Ein riesiger Parkplatz, voll mit Autos und Menschen-Schlangen, die sich auf dem kurzen schmalen Feldweg in Richtung Reitanlage des Heppenheimer Reit- und Fahrvereins schlängelten. Groß und Klein, Jung und Alt waren hier an einem sonnigen Sonntag Mitte Juni unterwegs. Erwartungsvolle, fröhliche Gesichter rundherum, die Kinder gleich an den Ständen mit Zuckerwatte und Süßigkeiten, während die Erwachsenen lieber noch einmal nach einem passenden Hut oder Gürtel schauten.
Doch direkt hinter den vielen Verkaufsständen, die den Weg zum eigentlichen Reitplatz säumten, da blieben fast alle hängen: Dort standen die Gast-Pferde dieses Tages. Unter ihnen viele iberische Pferde, aber auch amerikanische Morgans, Haflinger, Ponys, Noriker und last but not least die absoluten Lieblinge der Kinder, die flauschigen, sanften Riesen, die Shire Horses und Clydesdales mit ihren wallenden Mähnen. Wem es gelungen war, sich selbst oder viel schwieriger, die Kinder, aus dem Paddock-Viereck zu lösen und großen Reitplatz erreichte, brauchte schon ein wenig Findigkeit, um ein möglichst gutes Blickfeld auf die ‚Bühne‘ zu finden.
Viele Zuschauer hatten sich bereits bei Beginn der Veranstaltung am frühen Vormittag ‚ihre‘ Plätze an den Biertisch-Garnituren gesichert – da blieb für manchen ‚Spätankömmling‘ nur noch die Hoffnung auf Leute, die gehen oder sich mit einem Stehplatz zufrieden zu geben. Eine Variante die viele klaglos annahmen – denn das, was hier geboten wurde, ließ schmerzende Füße und Beine komplett vergessen. Zwar waren die Akteure nahezu alle schon am Vormittag zu sehen gewesen – doch der Nachmittag brachte ohne Pause ein Highlight nach dem nächsten, kaum zu glauben, was man mit Pferden so alles machen kann.
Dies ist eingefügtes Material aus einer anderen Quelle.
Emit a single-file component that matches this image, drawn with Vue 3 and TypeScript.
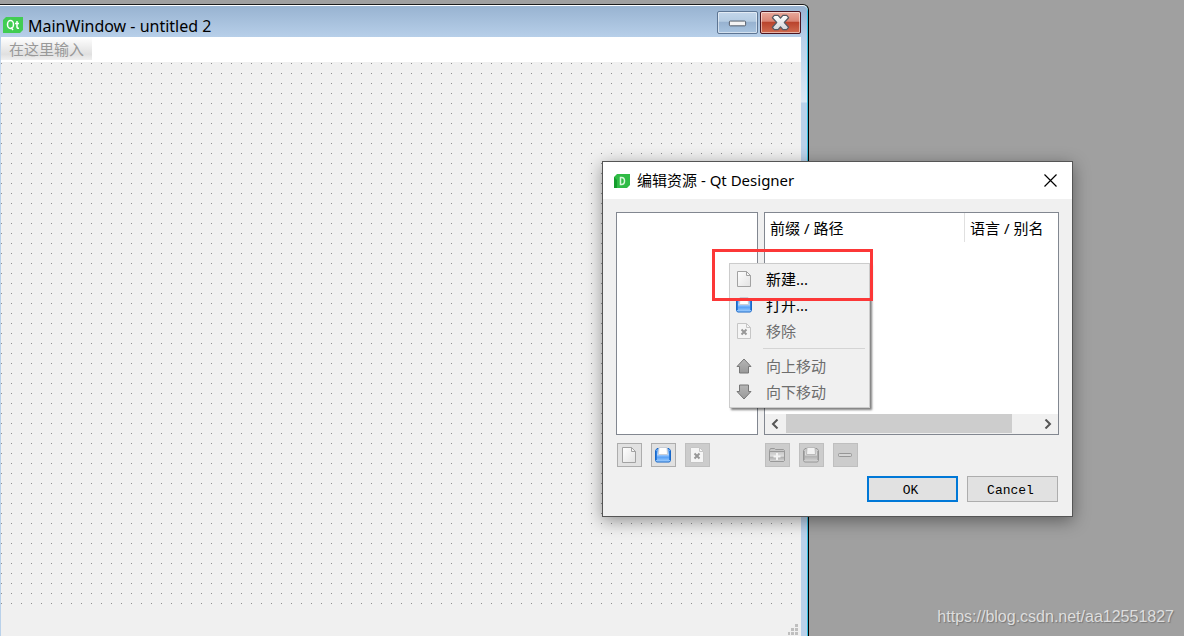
<script setup lang="ts">
import { ref } from 'vue'

interface MenuAction {
  icon: string
  label: string
  disabled: boolean
}

interface ToolAction {
  icon: string
  title: string
  disabled: boolean
}

const fileActions: MenuAction[] = [
  { icon: 'new', label: '新建...', disabled: false },
  { icon: 'open', label: '打开...', disabled: false },
  { icon: 'remove', label: '移除', disabled: true },
]
const moveActions: MenuAction[] = [
  { icon: 'up', label: '向上移动', disabled: true },
  { icon: 'down', label: '向下移动', disabled: true },
]
const fileTools: ToolAction[] = [
  { icon: 'new', title: '新建', disabled: false },
  { icon: 'open', title: '打开', disabled: false },
  { icon: 'remove', title: '移除', disabled: true },
]
const prefixTools: ToolAction[] = [
  { icon: 'folder', title: '添加前缀', disabled: true },
  { icon: 'openoff', title: '添加文件', disabled: true },
  { icon: 'minus', title: '移除', disabled: true },
]
const columns = ref<string[]>(['前缀 / 路径', '语言 / 别名'])
</script>

<template>
  <main class="desktop">
    <svg class="defs" aria-hidden="true">
      <defs>
        <linearGradient id="paper" x1="0" y1="0" x2="1" y2="1">
          <stop offset="0" stop-color="#fff" /><stop offset="1" stop-color="#e2e2e2" />
        </linearGradient>
        <linearGradient id="blue" x1="0" y1="0" x2="0" y2="1">
          <stop offset="0" stop-color="#4d94e8" /><stop offset=".45" stop-color="#a9d0ff" /><stop offset=".65" stop-color="#5aa2f6" /><stop offset="1" stop-color="#a6d2ff" />
        </linearGradient>
        <linearGradient id="grey" x1="0" y1="0" x2="0" y2="1">
          <stop offset="0" stop-color="#c4c4c4" /><stop offset=".45" stop-color="#dcdcdc" /><stop offset=".6" stop-color="#b2b2b2" /><stop offset="1" stop-color="#dadada" />
        </linearGradient>
        <linearGradient id="arrow" x1="0" y1="0" x2="0" y2="1">
          <stop offset="0" stop-color="#b6b6b6" /><stop offset="1" stop-color="#999" />
        </linearGradient>
        <linearGradient id="cross" x1="0" y1="0" x2="0" y2="1">
          <stop offset="0" stop-color="#fff" /><stop offset="1" stop-color="#d2d4d8" />
        </linearGradient>
      </defs>
      <symbol id="i-new" viewBox="0 0 16 16">
        <path d="M1.500.5h9l4 4v11h-13z" fill="url(#paper)" stroke="#a2a2a2" />
        <path d="M10.500.5v4h4z" fill="#f7f7f7" stroke="#a2a2a2" />
      </symbol>
      <symbol id="i-open" viewBox="0 0 16 16">
        <path d="M.5 3.500l1.500-2h12l1.500 2v10l-1 1.500h-13l-1-1.500z" fill="url(#blue)" stroke="#1767c8" />
        <path d="M1.500 4v9M14.500 4v9" stroke="#2b7cdc" />
        <path d="M3.500 7.500l.5-7h8l.5 7z" fill="#fff" stroke="#c9ced6" />
      </symbol>
      <symbol id="i-openoff" viewBox="0 0 16 16">
        <path d="M.5 3.500l1.500-2h12l1.500 2v10l-1 1.500h-13l-1-1.500z" fill="url(#grey)" stroke="#969696" />
        <path d="M1.500 4v9M14.500 4v9" stroke="#aaa" />
        <path d="M3.500 7.500l.5-7h8l.5 7z" fill="#f2f2f2" stroke="#bbb" />
      </symbol>
      <symbol id="i-remove" viewBox="0 0 16 16">
        <path d="M1.500.5h9l4 4v11h-13z" fill="#f5f5f5" stroke="#c6c6c6" />
        <path d="M10.500.5v4h4" fill="none" stroke="#c6c6c6" />
        <path d="M5.500 6.500l5 5m0-5l-5 5" stroke="#989898" stroke-width="2" />
      </symbol>
      <symbol id="i-up" viewBox="0 0 16 16">
        <path d="M8 1L15 8.500h-2.500V15h-9V8.500H1z" fill="url(#arrow)" stroke="#777" stroke-linejoin="round" />
      </symbol>
      <symbol id="i-down" viewBox="0 0 16 16">
        <path d="M3.500 1h9v6.500H15L8 15 1 7.500h2.500z" fill="url(#arrow)" stroke="#777" stroke-linejoin="round" />
      </symbol>
      <symbol id="i-folder" viewBox="0 0 16 16">
        <path d="M.5 13.500v-10l1-2h4l1 1h8l1 1v10l-1 1h-13z" fill="#c6c6c6" stroke="#999" />
        <path d="M.5 4.500h15v9l-1 1h-13l-1-1z" fill="url(#grey)" stroke="#999" />
        <path d="M8 6v7M4.500 9.500h7" stroke="#f3f3f3" stroke-width="2" />
      </symbol>
      <symbol id="i-minus" viewBox="0 0 16 16">
        <rect x="1.500" y="6.500" width="13" height="3" rx="1" fill="#d5d5d5" stroke="#969696" />
      </symbol>
    </svg>

    <section class="form-window">
      <header class="aero-bar">
        <svg class="qt" viewBox="0 0 20 16" aria-hidden="true">
          <path d="M3 0h17v13l-3 3H0V3z" fill="#41cd52" />
          <ellipse cx="7.500" cy="7.500" rx="3" ry="4" fill="none" stroke="#fff" stroke-width="1.500" />
          <path d="M8 10.500l2 2.500M14 4v6q0 1.500 2 1.300M12 6.500h4" fill="none" stroke="#fff" stroke-width="1.500" />
        </svg>
        <h1>MainWindow - untitled 2</h1>
        <button class="aero min" aria-label="最小化">
          <svg viewBox="0 0 40 22"><rect x="11.500" y="9.500" width="17" height="5" rx="1" fill="#f4f4f4" stroke="#4f5764" /></svg>
        </button>
        <button class="aero shut" aria-label="关闭">
          <svg viewBox="0 0 40 22">
            <path d="M13.500 3.500h4l2.500 3 2.500-3h4l2 2.500-4.500 5 4.500 5-2 2.500h-4l-2.500-3-2.500 3h-4l-2-2.500 4.500-5-4.500-5z" fill="url(#cross)" stroke="#565962" stroke-width="1.300" stroke-linejoin="round" />
          </svg>
        </button>
      </header>
      <div class="form-body">
        <nav class="menubar"><button class="type-here">在这里输入</button></nav>
        <div class="canvas"><div class="grid"></div></div>
        <div class="status">
          <svg viewBox="0 0 12 12" width="12" height="12" aria-hidden="true">
            <path d="M8 0h3v3H8zM4 4h3v3H4zM8 4h3v3H8zM1 8h2v3H1zM4 8h3v3H4zM8 8h3v3H8z" fill="#bfbfbf" />
          </svg>
        </div>
      </div>
    </section>

    <section class="dialog" role="dialog" aria-labelledby="dialog-title">
      <header class="dialog-bar">
        <svg class="designer" viewBox="0 0 16 14" aria-hidden="true">
          <path d="M3 0h13v11l-3 3H0V3z" fill="#2fbb45" />
          <path d="M0 3l3 3v8H0z" fill="#149c2c" />
          <path d="M6.500 3.500v7h1q3 0 3-3.500t-3-3.500z" fill="none" stroke="#d9f7dc" stroke-width="1.500" />
        </svg>
        <h2 id="dialog-title">编辑资源 - Qt Designer</h2>
        <button class="close" aria-label="关闭">
          <svg viewBox="0 0 13 13" width="13" height="13"><path d="M.5.5l12 12m0-12l-12 12" stroke="#000" stroke-width="1.200" /></svg>
        </button>
      </header>
      <div class="dialog-body">
        <div class="panes">
          <div class="left">
            <div class="list"></div>
            <div class="tools">
              <button v-for="t in fileTools" :key="t.icon" :disabled="t.disabled" :aria-label="t.title">
                <svg width="16" height="16"><use :href="'#i-' + t.icon" /></svg>
              </button>
            </div>
          </div>
          <div class="right">
            <div class="tree">
              <table>
                <thead>
                  <tr><th v-for="c in columns" :key="c" scope="col">{{ c }}</th></tr>
                </thead>
              </table>
              <div class="scroll">
                <button aria-label="向左滚动"><svg viewBox="0 0 8 10" width="8" height="10"><path d="M6.500 .5L2 5l4.500 4.500" fill="none" stroke="#555" stroke-width="2" /></svg></button>
                <div class="track"><div class="thumb"></div></div>
                <button aria-label="向右滚动"><svg viewBox="0 0 8 10" width="8" height="10"><path d="M1.500 .5L6 5 1.500 9.500" fill="none" stroke="#555" stroke-width="2" /></svg></button>
              </div>
            </div>
            <div class="tools">
              <button v-for="t in prefixTools" :key="t.icon" :disabled="t.disabled" :aria-label="t.title">
                <svg width="16" height="16"><use :href="'#i-' + t.icon" /></svg>
              </button>
            </div>
          </div>
        </div>
        <footer>
          <button class="push default">OK</button>
          <button class="push">Cancel</button>
        </footer>
      </div>
    </section>

    <div class="menu" role="menu">
      <button v-for="a in fileActions" :key="a.icon" role="menuitem" :disabled="a.disabled">
        <svg width="16" height="16"><use :href="'#i-' + a.icon" /></svg>{{ a.label }}
      </button>
      <hr />
      <button v-for="a in moveActions" :key="a.icon" role="menuitem" :disabled="a.disabled">
        <svg width="16" height="16"><use :href="'#i-' + a.icon" /></svg>{{ a.label }}
      </button>
    </div>
    <div class="highlight"></div>
    <a class="credit" href="https://blog.csdn.net/aa12551827">https://blog.csdn.net/aa12551827</a>
  </main>
</template>

<style>
body {
  margin: 0;
}
</style>

<style scoped>
* {
  box-sizing: border-box;
}
.desktop {
  position: relative;
  height: 100vh;
  overflow: hidden;
  background: #a0a0a0;
  color: #000;
  font: 15px/20px "Noto Sans", "Noto Sans CJK SC", sans-serif;
}
.defs {
  position: absolute;
  width: 0;
  height: 0;
}
button {
  margin: 0;
  padding: 0;
  border: 0;
  background: none;
  color: inherit;
  font: inherit;
}
h1,
h2 {
  margin: 0;
  flex: 1;
  font-weight: 400;
}
.form-window {
  position: absolute;
  left: 0;
  top: 4px;
  bottom: 0;
  width: 809px;
  display: flex;
  flex-direction: column;
  border-top: 1px solid #1b1b1b;
  border-right: 1px solid #000;
  border-radius: 0 6px 0 0;
  background: linear-gradient(#b7cfe9 32px, #dbe8f5 97px, #b9d1ea 98px);
  box-shadow: inset 0 1px #fff, inset -1px 0 #35c0e2;
}
.aero-bar {
  display: flex;
  align-items: center;
  height: 31px;
  margin: 1px 1px 0 0;
  padding: 0 6px 0 3px;
  border-radius: 0 5px 0 0;
  background: linear-gradient(#98b3d1, #b7cfe9);
}
.aero-bar h1 {
  padding: 8px 0 0 5px;
  font-size: 16px;
  line-height: 20px;
}
.qt {
  width: 20px;
  height: 16px;
  margin-top: 7px;
}
.aero {
  display: flex;
  align-self: flex-start;
  width: 41px;
  height: 23px;
  margin: 5px 0 0 2px;
  border: 1px solid #5d7593;
  border-radius: 2px;
  box-shadow: inset 0 0 0 1px rgba(255, 255, 255, 0.5);
}
.aero svg {
  width: 100%;
  height: 100%;
}
.min {
  background: linear-gradient(#c3d6ea, #b4cbe2 45%, #96b1cf 46%, #a8c4e0);
}
.shut {
  border-color: #4b1420;
  background: linear-gradient(#e9a99c, #d98474 45%, #b8412b 46%, #d06b50);
}
.form-body {
  display: flex;
  flex: 1;
  flex-direction: column;
  margin: 0 7px 0 1px;
  background: #f0f0f0;
}
.menubar {
  display: flex;
  height: 25px;
  background: #fff;
}
.type-here {
  width: 91px;
  height: 23px;
  padding-top: 2px;
  background: linear-gradient(#fff, #e0e0e0 75%, #f0f0f0);
  color: #999;
  line-height: 21px;
}
.canvas {
  flex: 1;
}
.grid {
  height: 543px;
  background: conic-gradient(at 1px 1px, #f0f0f0 0 75%, #8f8f8f 0) 0 1px / 10px 10px;
}
.status {
  display: flex;
  justify-content: flex-end;
  padding-right: 2px;
}
.dialog {
  position: absolute;
  left: 602px;
  top: 161px;
  width: 471px;
  border: 1px solid #555;
  background: #f0f0f0;
  box-shadow: 0 4px 16px rgba(0, 0, 0, 0.4);
}
.dialog-bar {
  display: flex;
  align-items: center;
  height: 37px;
  padding: 0 15px 0 11px;
  background: #fff;
}
.dialog-bar h2 {
  padding: 0 0 2px 7px;
  font-size: 15px;
}
.designer {
  width: 16px;
  height: 14px;
}
.close {
  display: flex;
}
.dialog-body {
  padding: 13px 13px 14px;
}
.panes {
  display: flex;
  gap: 6px;
}
.left {
  width: 142px;
}
.right {
  flex: 1;
}
.list,
.tree {
  height: 223px;
  border: 1px solid #828790;
  background: #fff;
}
.tree {
  display: flex;
  flex-direction: column;
  justify-content: space-between;
}
table {
  width: 100%;
  border-spacing: 0;
  table-layout: fixed;
}
th {
  height: 29px;
  padding: 0 5px;
  font-weight: 400;
  text-align: left;
}
th:first-child {
  width: 200px;
  border-right: 1px solid #e0e0e0;
}
.scroll {
  display: flex;
  height: 20px;
  background: #f0f0f0;
}
.scroll button {
  display: flex;
  width: 21px;
  align-items: center;
  justify-content: center;
  padding: 0 2px 1px 0;
}
.scroll button:last-child {
  padding: 0 0 1px;
}
.track {
  flex: 1;
  padding-bottom: 1px;
}
.thumb {
  width: 90%;
  height: 100%;
  background: #cdcdcd;
}
.tools {
  display: flex;
  gap: 9px;
  padding: 8px 1px 0;
}
.tools button {
  display: flex;
  width: 25px;
  height: 24px;
  align-items: center;
  justify-content: center;
  padding-right: 1px;
  border: 1px solid #adadad;
  background: #e1e1e1;
}
.tools button:disabled {
  border-color: #bfbfbf;
  background: #ccc;
}
footer {
  display: flex;
  justify-content: flex-end;
  gap: 9px;
  padding: 9px 1px 0 0;
}
.push {
  width: 91px;
  height: 26px;
  border: 1px solid #adadad;
  background: #e1e1e1;
  padding-top: 3px;
  padding-right: 4px;
  font: 13px/20px "Liberation Mono", monospace;
}
.default {
  border: 2px solid #0078d7;
}
.menu {
  position: absolute;
  left: 729px;
  top: 263px;
  width: 141px;
  padding: 2px;
  border: 1px solid #ccc;
  background: #f0f0f0;
  box-shadow: 2px 2px 2px rgba(0, 0, 0, 0.5);
}
.menu button {
  display: flex;
  width: 100%;
  height: 26px;
  align-items: center;
  gap: 14px;
  padding-left: 4px;
}
.menu button:disabled {
  color: #6d6d6d;
}
.menu hr {
  height: 1px;
  margin: 4px 2px 4px 31px;
  border: 0;
  background: #d4d4d4;
}
.highlight {
  position: absolute;
  left: 712px;
  top: 249px;
  width: 161px;
  height: 52px;
  border: 3px solid #fc3737;
  pointer-events: none;
}
.credit {
  position: absolute;
  right: 10px;
  bottom: 9px;
  color: #dedede;
  font: 16px/20px "Liberation Sans", Arial, sans-serif;
  text-decoration: none;
  text-shadow: 1px 1px 1px #777;
}
</style>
Zunächst zeigte die Rettungshundestaffel des Deutschen Roten Kreuzes, zu welch erstaunlichen Leistungen auch die kleinsten Hunde fähig sind und begeisterten mit ihrer Sucharbeit das Publikum.
Gleich darauf ein weiterer, wie ‚Stallgeflüster‘ meint, Höhepunkt: Corinna Stirmlinger und Partnerin im Tanz mit der Garrocha. Da tat das Grußwort des Bürgermeisters richtig gut, war es doch eine kleine Pause für die Augen. Danach folgte die erlesene Quadrille der ‚Schwarzen Perlen‘, und Ursel Wiegand stellte ihre frei arbeitenden Morgans vor. Hierbei allerdings das Tüpfelchen auf dem ‚i‘: Voltigieren auf einem freilaufenden Pferd. Und weiter ging die Schau mit den Haflingern Bödi und Sandy, denen es mit ihrer Oktoberfestgaudi gelang, das Publikum zum Rasen zu bringen.
Ruhiger wurde es dann wieder bei der Zirzensik-Vorführung mit Friesen, die dann abgelöst wurden von drei Kaltblütern (Rheinisch-Deutsch, Schwarzwälder und Freiberger), die Geschicklichkeit, Wendigkeit und Unerschrockenheit ihrer Rassen im Trail unter Beweis stellten. Ein bemerkenswertes Bild, wenn ein Kaltblut eine Wippe ausbalanciert.
Nach Kraft und Tempo als nächstes wieder Schönheit pur: ‚Ein Traum in Weiss‘ – Bodenarbeit mit einem Schimmel-Pony und -Pferd, gefolgt von dem Pas de Deux der ‚Schwarzen Perlen‘. Im Anschluss an Ruhe und Schönheit nun wieder Action pur: Die spektakuläre Feuershow des Teams Allegria, der wiederum ebenso spektakulär die Schönheit und Harmonie in einem Pas de Trois des Reitinstituts Zimmermann mit ihren klassisch-barock gerittenen Lusitanos folgte.
Schließlich und endlich die Quadrille der sechs Shire und Clydesdales. Martialisch ausgestattet, vermittelten sie, wozu sie gezüchtet wurden: Im Krieg die Ritter zu tragen und den Gegner zu schrecken.
Dagegen wirkten die Pferde aus dem Schaubild des Vereins für iberische Pferde bei ihrer temperamentvollen Vorführung geradezu klein – übrigens nicht nur gegenüber den ‚Giganten‘ unter den Pferden, sondern auch gegenüber den Norikern, mit denen Peter Giegerich und Alexander Vinken, den Zuschauern eine Anmutung von der Alltagsarbeit im Wald vermittelten. Als dann schließlich gegen Abend die Ritter der Staufersaga im Kampf mit den Reitern der Shire Horses und Clydesdales den Tag beendeten, fiel es schwer zu sagen, welche Vorführung hier der Höhepunkt gewesen war. Unser Fazit: Die ganze Kaltblutschau gehört in Hessen zu den Höhepunkten der Veranstaltungen, denn sie zeigt die unglaubliche Vielfalt von Pferderassen, die in Deutschland mittlerweile vertreten sind und gibt Einblick in die unterschiedlichsten Arbeits- und Reitweisen.